## BEGIN

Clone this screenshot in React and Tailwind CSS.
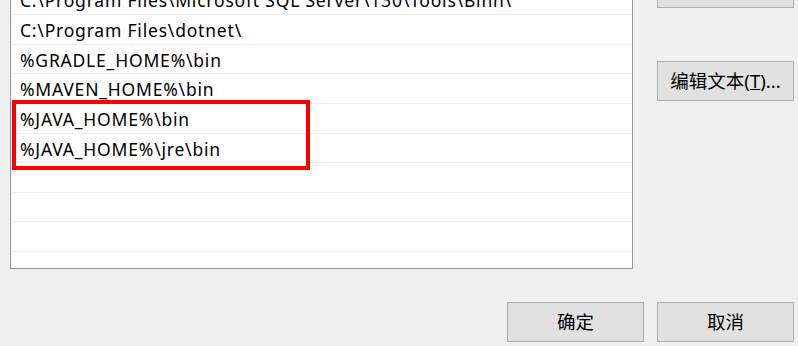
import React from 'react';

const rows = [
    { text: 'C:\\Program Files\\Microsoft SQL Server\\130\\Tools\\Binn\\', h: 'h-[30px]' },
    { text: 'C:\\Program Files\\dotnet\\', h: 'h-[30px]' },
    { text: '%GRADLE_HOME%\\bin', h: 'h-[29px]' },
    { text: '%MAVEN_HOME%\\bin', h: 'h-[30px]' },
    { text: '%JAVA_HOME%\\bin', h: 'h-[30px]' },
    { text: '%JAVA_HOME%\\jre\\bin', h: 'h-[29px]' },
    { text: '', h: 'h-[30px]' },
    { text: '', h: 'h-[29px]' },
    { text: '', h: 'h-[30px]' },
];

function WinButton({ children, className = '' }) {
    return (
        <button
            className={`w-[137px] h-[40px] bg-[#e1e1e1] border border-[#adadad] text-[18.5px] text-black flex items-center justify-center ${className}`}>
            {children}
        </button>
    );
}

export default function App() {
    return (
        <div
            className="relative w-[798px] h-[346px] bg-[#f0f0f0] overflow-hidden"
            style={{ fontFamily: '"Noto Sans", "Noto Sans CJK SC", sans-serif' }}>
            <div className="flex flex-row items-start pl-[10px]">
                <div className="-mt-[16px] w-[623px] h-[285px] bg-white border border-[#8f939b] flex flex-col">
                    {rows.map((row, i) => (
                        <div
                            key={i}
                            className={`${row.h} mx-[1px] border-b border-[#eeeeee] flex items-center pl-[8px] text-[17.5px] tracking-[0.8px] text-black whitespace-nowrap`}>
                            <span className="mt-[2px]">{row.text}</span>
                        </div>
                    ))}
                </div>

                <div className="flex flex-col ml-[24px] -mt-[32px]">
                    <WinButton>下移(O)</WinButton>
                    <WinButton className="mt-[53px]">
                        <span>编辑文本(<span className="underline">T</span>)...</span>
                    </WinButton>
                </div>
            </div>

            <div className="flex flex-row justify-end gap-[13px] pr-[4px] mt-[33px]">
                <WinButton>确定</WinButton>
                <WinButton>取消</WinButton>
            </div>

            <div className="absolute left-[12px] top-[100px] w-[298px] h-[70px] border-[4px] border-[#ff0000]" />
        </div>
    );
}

## END

*YOUR INSTRUCTIONS*.
Word for word, quote the lines above. Omit the pictures.

*ANSWER TO THE TASK*.
Clone this screenshot in React and Tailwind CSS.
import React from 'react';

const rows = [
    { text: 'C:\\Program Files\\Microsoft SQL Server\\130\\Tools\\Binn\\', h: 'h-[30px]' },
    { text: 'C:\\Program Files\\dotnet\\', h: 'h-[30px]' },
    { text: '%GRADLE_HOME%\\bin', h: 'h-[29px]' },
    { text: '%MAVEN_HOME%\\bin', h: 'h-[30px]' },
    { text: '%JAVA_HOME%\\bin', h: 'h-[30px]' },
    { text: '%JAVA_HOME%\\jre\\bin', h: 'h-[29px]' },
    { text: '', h: 'h-[30px]' },
    { text: '', h: 'h-[29px]' },
    { text: '', h: 'h-[30px]' },
];

function WinButton({ children, className = '' }) {
    return (
        <button
            className={`w-[137px] h-[40px] bg-[#e1e1e1] border border-[#adadad] text-[18.5px] text-black flex items-center justify-center ${className}`}>
            {children}
        </button>
    );
}

export default function App() {
    return (
        <div
            className="relative w-[798px] h-[346px] bg-[#f0f0f0] overflow-hidden"
            style={{ fontFamily: '"Noto Sans", "Noto Sans CJK SC", sans-serif' }}>
            <div className="flex flex-row items-start pl-[10px]">
                <div className="-mt-[16px] w-[623px] h-[285px] bg-white border border-[#8f939b] flex flex-col">
                    {rows.map((row, i) => (
                        <div
                            key={i}
                            className={`${row.h} mx-[1px] border-b border-[#eeeeee] flex items-center pl-[8px] text-[17.5px] tracking-[0.8px] text-black whitespace-nowrap`}>
                            <span className="mt-[2px]">{row.text}</span>
                        </div>
                    ))}
                </div>

                <div className="flex flex-col ml-[24px] -mt-[32px]">
                    <WinButton>下移(O)</WinButton>
                    <WinButton className="mt-[53px]">
                        <span>编辑文本(<span className="underline">T</span>)...</span>
                    </WinButton>
                </div>
            </div>

            <div className="flex flex-row justify-end gap-[13px] pr-[4px] mt-[33px]">
                <WinButton>确定</WinButton>
                <WinButton>取消</WinButton>
            </div>

            <div className="absolute left-[12px] top-[100px] w-[298px] h-[70px] border-[4px] border-[#ff0000]" />
        </div>
    );
}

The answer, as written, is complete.